I grew up in the IFB church movement. I am, by all accounts, an expert on its doctrines, practices, and culture. I attended an IFB college, worked as an assistant pastor in two IFB churches, and planted a new IFB church which I pastored for eleven years. My wife’s late father was a retired IFB pastor, and Polly’s late uncle, Jim Dennis, was an IFB pastor for more than fifty years. Polly has cousins who are IFB pastors, an evangelist, and a missionary. I’ve spent the last fifteen writing about Evangelicalism in general, and have focused a good bit of my attention on the IFB church movement. I spend several hours every day reading Evangelical and IFB blogs, websites, and news sites. From time to time, I even listen to sermons. While some might say that I am appealing to authority here, in the case of the IFB church movement, I know what I’m talking about. Having been both a congregant and a pastor, I have a well-rounded understanding of IFB churches. Many IFB preachers despise the work that I do because I dare to share the movement’s secrets. As a mobster-turned-snitch might say, I know where the bodies are buried.
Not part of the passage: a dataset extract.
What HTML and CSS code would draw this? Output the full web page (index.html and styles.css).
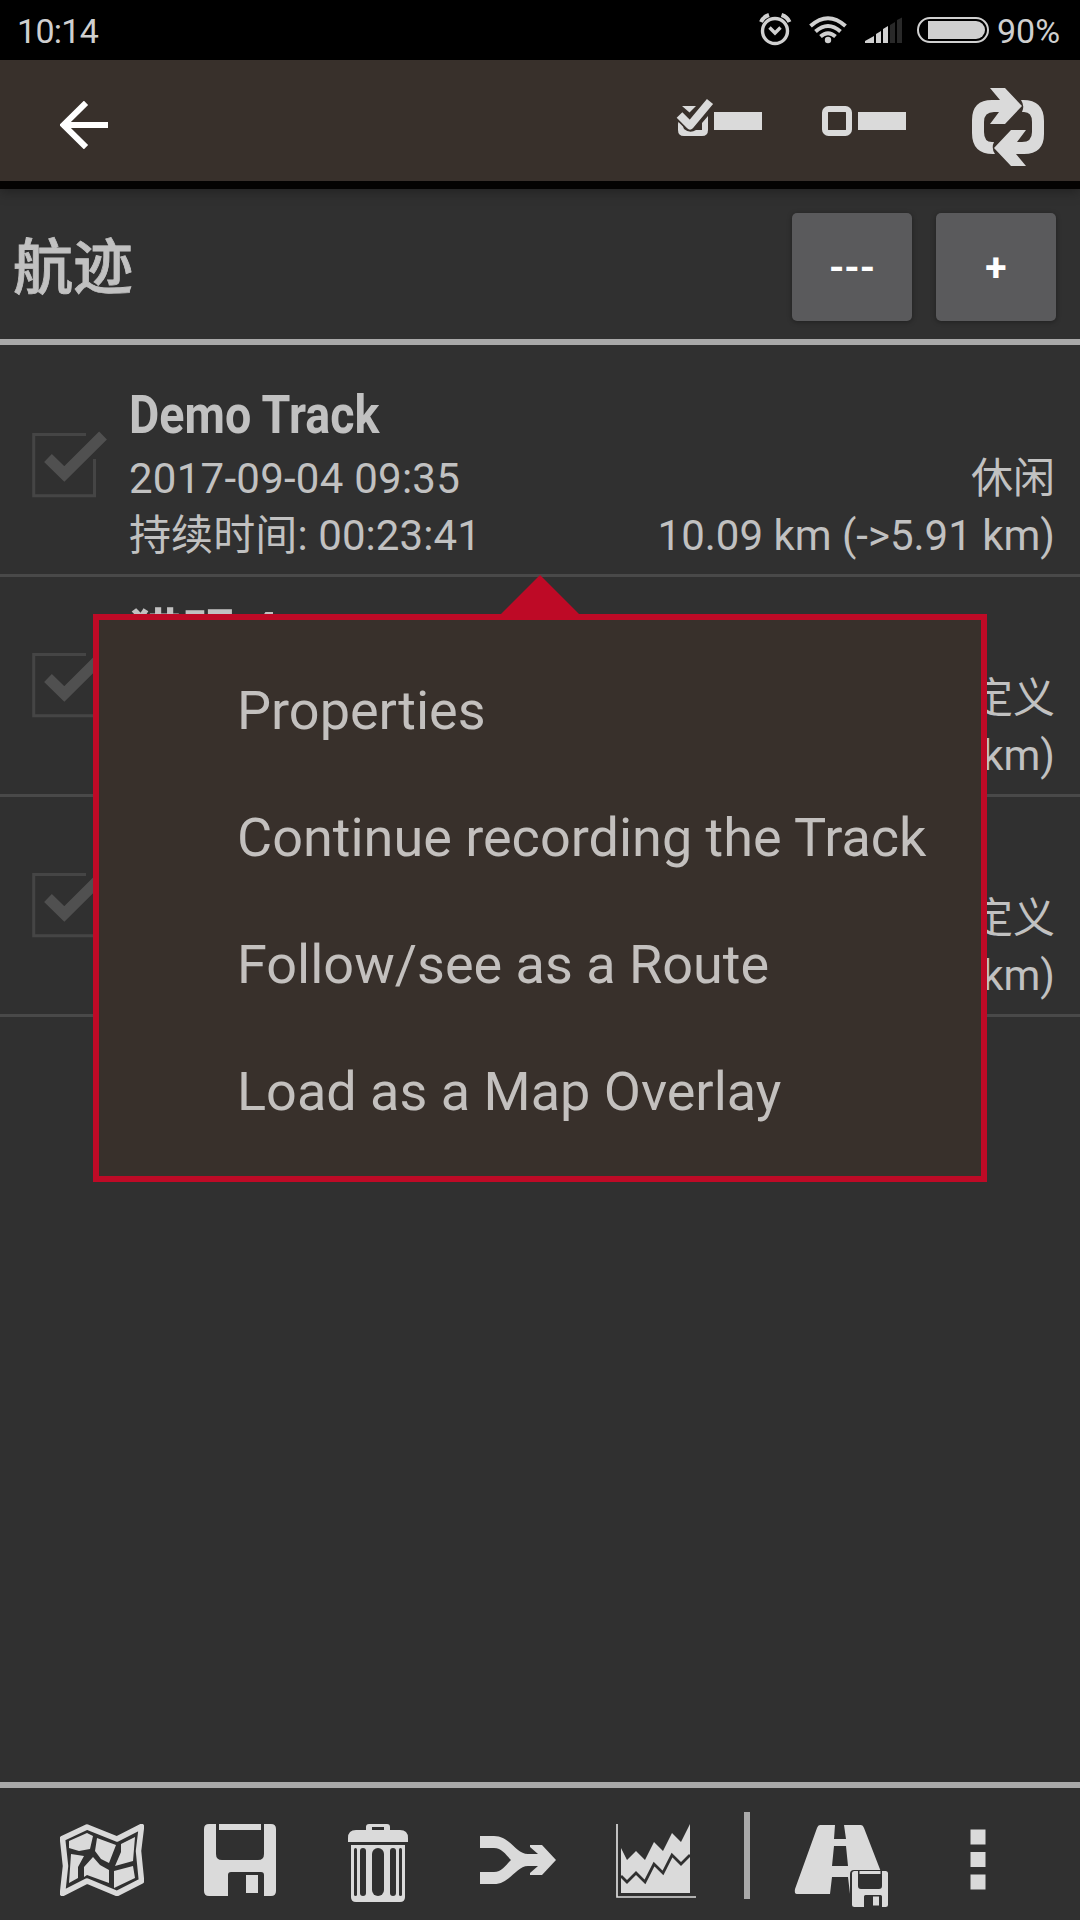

IFB pastors, churches, and educational institutions do not value doubt, skepticism, or intellectual inquiry. The goal, instead, is obedience and conformity. What is fellowship? IFB pastors ask. It’s fellows in a boat rowing in the same direction. Dare to disagree with the pastor or oppose his teachings, and you will quickly find yourself thrown overboard. While a certain level of doubt is acceptable — as long as it is within the four sides of the IFB box — doubters are expected to resolve their questions by reading and studying the Bible. But what happens when you stop believing that the Bible is the word of God; when you stop believing that Jesus is a virgin-born, miracle-working, resurrected-from-the-dead Savior? What happens when you find IFB moral standards and personal behavior regulations a millstone around your neck? What happens when you want to experience the things teenagers and young adults in the “world” experience? What if you want to smoke a joint, drink a beer, have sex, or dress the way people outside of the church dress? What if you want to listen to secular music or enjoy the entertainments of the “world?” What if you just want to be yourself? What if you want be an out-of-the-closet gay or attend a public high school or college? What if you want to date the Catholic boy next door or skip church so you can play sports or attend a rock concert? While all of these behaviors and questions might seem silly to people outside of the IFB church movement, people raised in Fundamentalism know what can happen if you refuse to play by the rules and toe the line. Some readers of this blog were shipped off to IFB group homes when they were teenagers in the hope that their rebellion — a favorite IFB word — would be cured. Once imprisoned in these indoctrination camps, they were psychologically and physically abused. Some of them were sexually assaulted and raped. What was their crime? Rebellion, which the Bible says is as the sin of witchcraft. Once “cured” they were expected to return home and do what they were told.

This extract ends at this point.